● Exercise instructions:
Go through the data below and copy it exactly, skipping every picture.

● Data section:
+++++

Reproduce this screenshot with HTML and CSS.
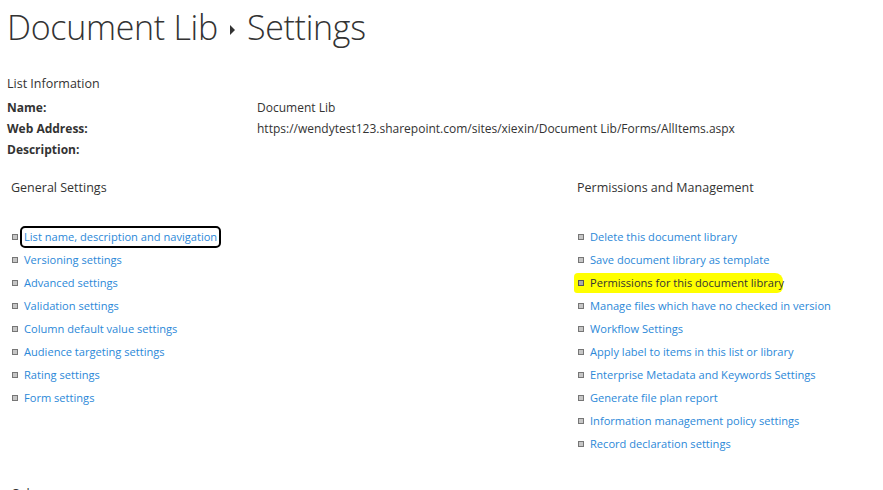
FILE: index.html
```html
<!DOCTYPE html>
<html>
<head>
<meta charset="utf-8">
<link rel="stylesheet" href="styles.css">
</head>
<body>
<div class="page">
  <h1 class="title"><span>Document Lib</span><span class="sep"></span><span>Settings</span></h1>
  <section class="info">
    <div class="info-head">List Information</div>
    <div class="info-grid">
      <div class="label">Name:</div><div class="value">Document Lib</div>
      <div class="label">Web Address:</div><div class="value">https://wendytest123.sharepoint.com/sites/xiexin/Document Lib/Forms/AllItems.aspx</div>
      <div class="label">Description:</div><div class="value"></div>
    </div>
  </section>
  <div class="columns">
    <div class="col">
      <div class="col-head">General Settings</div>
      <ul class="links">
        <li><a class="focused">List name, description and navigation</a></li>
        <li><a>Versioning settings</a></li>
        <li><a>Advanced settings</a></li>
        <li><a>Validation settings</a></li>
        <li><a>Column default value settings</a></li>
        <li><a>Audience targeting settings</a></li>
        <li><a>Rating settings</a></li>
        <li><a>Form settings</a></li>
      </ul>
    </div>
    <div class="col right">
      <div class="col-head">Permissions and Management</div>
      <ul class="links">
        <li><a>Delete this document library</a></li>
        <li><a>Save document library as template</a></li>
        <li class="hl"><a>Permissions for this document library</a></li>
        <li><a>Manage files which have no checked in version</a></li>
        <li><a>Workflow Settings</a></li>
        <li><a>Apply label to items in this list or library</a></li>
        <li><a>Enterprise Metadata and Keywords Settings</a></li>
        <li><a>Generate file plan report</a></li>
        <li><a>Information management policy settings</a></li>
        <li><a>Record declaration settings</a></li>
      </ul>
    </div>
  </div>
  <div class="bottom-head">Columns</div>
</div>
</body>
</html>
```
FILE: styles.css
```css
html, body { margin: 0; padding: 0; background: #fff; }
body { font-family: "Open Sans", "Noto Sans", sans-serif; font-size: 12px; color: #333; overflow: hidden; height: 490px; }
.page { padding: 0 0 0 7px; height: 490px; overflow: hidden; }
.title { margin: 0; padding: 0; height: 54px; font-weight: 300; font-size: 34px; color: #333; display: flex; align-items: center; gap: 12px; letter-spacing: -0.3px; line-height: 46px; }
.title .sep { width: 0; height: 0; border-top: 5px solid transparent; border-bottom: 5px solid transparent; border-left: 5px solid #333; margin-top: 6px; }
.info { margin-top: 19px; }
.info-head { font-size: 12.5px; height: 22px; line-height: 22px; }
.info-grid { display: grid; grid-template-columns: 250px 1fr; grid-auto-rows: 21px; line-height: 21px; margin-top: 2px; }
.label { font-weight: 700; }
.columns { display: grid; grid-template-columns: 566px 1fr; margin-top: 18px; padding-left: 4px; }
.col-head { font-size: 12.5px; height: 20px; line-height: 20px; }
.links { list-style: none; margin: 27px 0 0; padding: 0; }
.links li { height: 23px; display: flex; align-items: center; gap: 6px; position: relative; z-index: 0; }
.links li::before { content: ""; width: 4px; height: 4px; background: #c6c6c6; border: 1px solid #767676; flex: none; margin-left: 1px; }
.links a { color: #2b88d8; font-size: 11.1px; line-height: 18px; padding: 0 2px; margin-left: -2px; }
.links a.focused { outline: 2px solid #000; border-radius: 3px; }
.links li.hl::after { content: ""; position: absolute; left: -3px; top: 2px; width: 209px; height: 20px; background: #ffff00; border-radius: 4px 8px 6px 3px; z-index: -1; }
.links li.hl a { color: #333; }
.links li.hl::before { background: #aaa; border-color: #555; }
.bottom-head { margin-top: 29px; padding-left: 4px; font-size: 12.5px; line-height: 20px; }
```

+++++

● Complete output:
Reproduce this screenshot with HTML and CSS.
FILE: index.html
```html
<!DOCTYPE html>
<html>
<head>
<meta charset="utf-8">
<link rel="stylesheet" href="styles.css">
</head>
<body>
<div class="page">
  <h1 class="title"><span>Document Lib</span><span class="sep"></span><span>Settings</span></h1>
  <section class="info">
    <div class="info-head">List Information</div>
    <div class="info-grid">
      <div class="label">Name:</div><div class="value">Document Lib</div>
      <div class="label">Web Address:</div><div class="value">https://wendytest123.sharepoint.com/sites/xiexin/Document Lib/Forms/AllItems.aspx</div>
      <div class="label">Description:</div><div class="value"></div>
    </div>
  </section>
  <div class="columns">
    <div class="col">
      <div class="col-head">General Settings</div>
      <ul class="links">
        <li><a class="focused">List name, description and navigation</a></li>
        <li><a>Versioning settings</a></li>
        <li><a>Advanced settings</a></li>
        <li><a>Validation settings</a></li>
        <li><a>Column default value settings</a></li>
        <li><a>Audience targeting settings</a></li>
        <li><a>Rating settings</a></li>
        <li><a>Form settings</a></li>
      </ul>
    </div>
    <div class="col right">
      <div class="col-head">Permissions and Management</div>
      <ul class="links">
        <li><a>Delete this document library</a></li>
        <li><a>Save document library as template</a></li>
        <li class="hl"><a>Permissions for this document library</a></li>
        <li><a>Manage files which have no checked in version</a></li>
        <li><a>Workflow Settings</a></li>
        <li><a>Apply label to items in this list or library</a></li>
        <li><a>Enterprise Metadata and Keywords Settings</a></li>
        <li><a>Generate file plan report</a></li>
        <li><a>Information management policy settings</a></li>
        <li><a>Record declaration settings</a></li>
      </ul>
    </div>
  </div>
  <div class="bottom-head">Columns</div>
</div>
</body>
</html>
```
FILE: styles.css
```css
html, body { margin: 0; padding: 0; background: #fff; }
body { font-family: "Open Sans", "Noto Sans", sans-serif; font-size: 12px; color: #333; overflow: hidden; height: 490px; }
.page { padding: 0 0 0 7px; height: 490px; overflow: hidden; }
.title { margin: 0; padding: 0; height: 54px; font-weight: 300; font-size: 34px; color: #333; display: flex; align-items: center; gap: 12px; letter-spacing: -0.3px; line-height: 46px; }
.title .sep { width: 0; height: 0; border-top: 5px solid transparent; border-bottom: 5px solid transparent; border-left: 5px solid #333; margin-top: 6px; }
.info { margin-top: 19px; }
.info-head { font-size: 12.5px; height: 22px; line-height: 22px; }
.info-grid { display: grid; grid-template-columns: 250px 1fr; grid-auto-rows: 21px; line-height: 21px; margin-top: 2px; }
.label { font-weight: 700; }
.columns { display: grid; grid-template-columns: 566px 1fr; margin-top: 18px; padding-left: 4px; }
.col-head { font-size: 12.5px; height: 20px; line-height: 20px; }
.links { list-style: none; margin: 27px 0 0; padding: 0; }
.links li { height: 23px; display: flex; align-items: center; gap: 6px; position: relative; z-index: 0; }
.links li::before { content: ""; width: 4px; height: 4px; background: #c6c6c6; border: 1px solid #767676; flex: none; margin-left: 1px; }
.links a { color: #2b88d8; font-size: 11.1px; line-height: 18px; padding: 0 2px; margin-left: -2px; }
.links a.focused { outline: 2px solid #000; border-radius: 3px; }
.links li.hl::after { content: ""; position: absolute; left: -3px; top: 2px; width: 209px; height: 20px; background: #ffff00; border-radius: 4px 8px 6px 3px; z-index: -1; }
.links li.hl a { color: #333; }
.links li.hl::before { background: #aaa; border-color: #555; }
.bottom-head { margin-top: 29px; padding-left: 4px; font-size: 12.5px; line-height: 20px; }
```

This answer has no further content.